The scarcity of reliable HIV-prevalence data in the country has made it difficult to get an accurate picture of the state of the HIV epidemic, an official of the NAC has revealed.
Juanita Ramirez is the Commissioner responsible for Partnerships who made the revelation on Tuesday at the Board of Directors of the NAC meeting chaired by President Ellen Johnson-Sirleaf in the C. Cecil Dennis Auditorium at the Ministry of Foreign Affairs in Monrovia.
Reading from NAC updated report, Commissioner Ramirez disclosed, among other things that, already there are over 33,600 people living with HIV/AIDS in Liberia.

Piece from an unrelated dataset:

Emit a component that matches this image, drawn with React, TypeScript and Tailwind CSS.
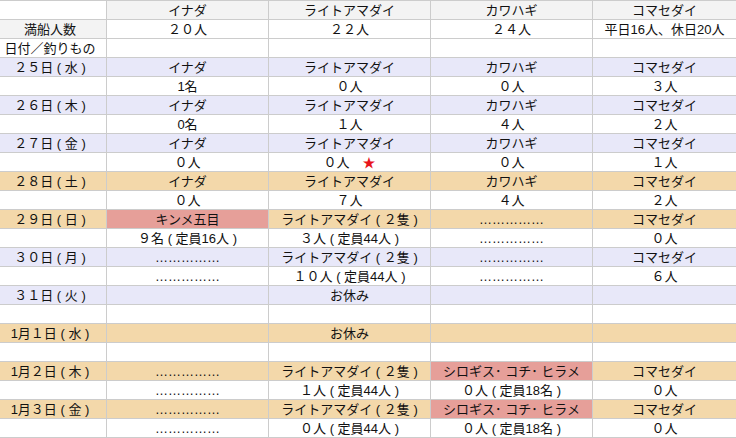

According to her, the increments in the number of the people living with HIV/AIDS have increased owing to the cross-border trades or “as a result of transitional sex involving multiple partners along our ports of entries.”
This figure, she said, constituted 60% among the female sufferers.
Additionally, the Commission says 10,756 people need urgent treatment, while 6,592 are on the treatment.
During her presentation on the updates and discussions on the epidemic, Commissioner Ramirez named the impact of extreme poverty, vulnerability of young boys and girls in “transitional sex” and limited access to social services and income as some of the drivers of the HIV epidemic.
The NAC Commissioner also said the lack of low capacity of the system to deliver services and the high level of sexually transmitted infection are also among some of the contributing drivers to the epidemic.
She further said the high level of informal multiple and concurrent partnerships and low decision-making of women and girls are also responsible for the spread of the virus.
Discussing the generalized HIV infection rates in Liberia, Commissioner Ramirez said out of the 33,671 people living with HIV/AIDS 1,684 pregnant women are living with HIV, while 1,325 new HIV infections have been discovered.
The NAC says the overall HIV rate among women is higher (1.8%) than among men (1.2%), revealing higher vulnerability of women to HIV infection. Furthermore, the Liberia Demographic and Health Survey (LDHS) data of 2007 revealed significant differences between urban and rural settings, with overall HIV rates in urban areas at 2.5 percent (and 2.9% in Monrovia) against only 0.8 percent in rural areas.
The Commissioner however admitted that with support from development and collaborating partners, Liberia has made tremendous progress in its response to the HIV and AIDS prevention, care, treatment and support programs to unprecedented level.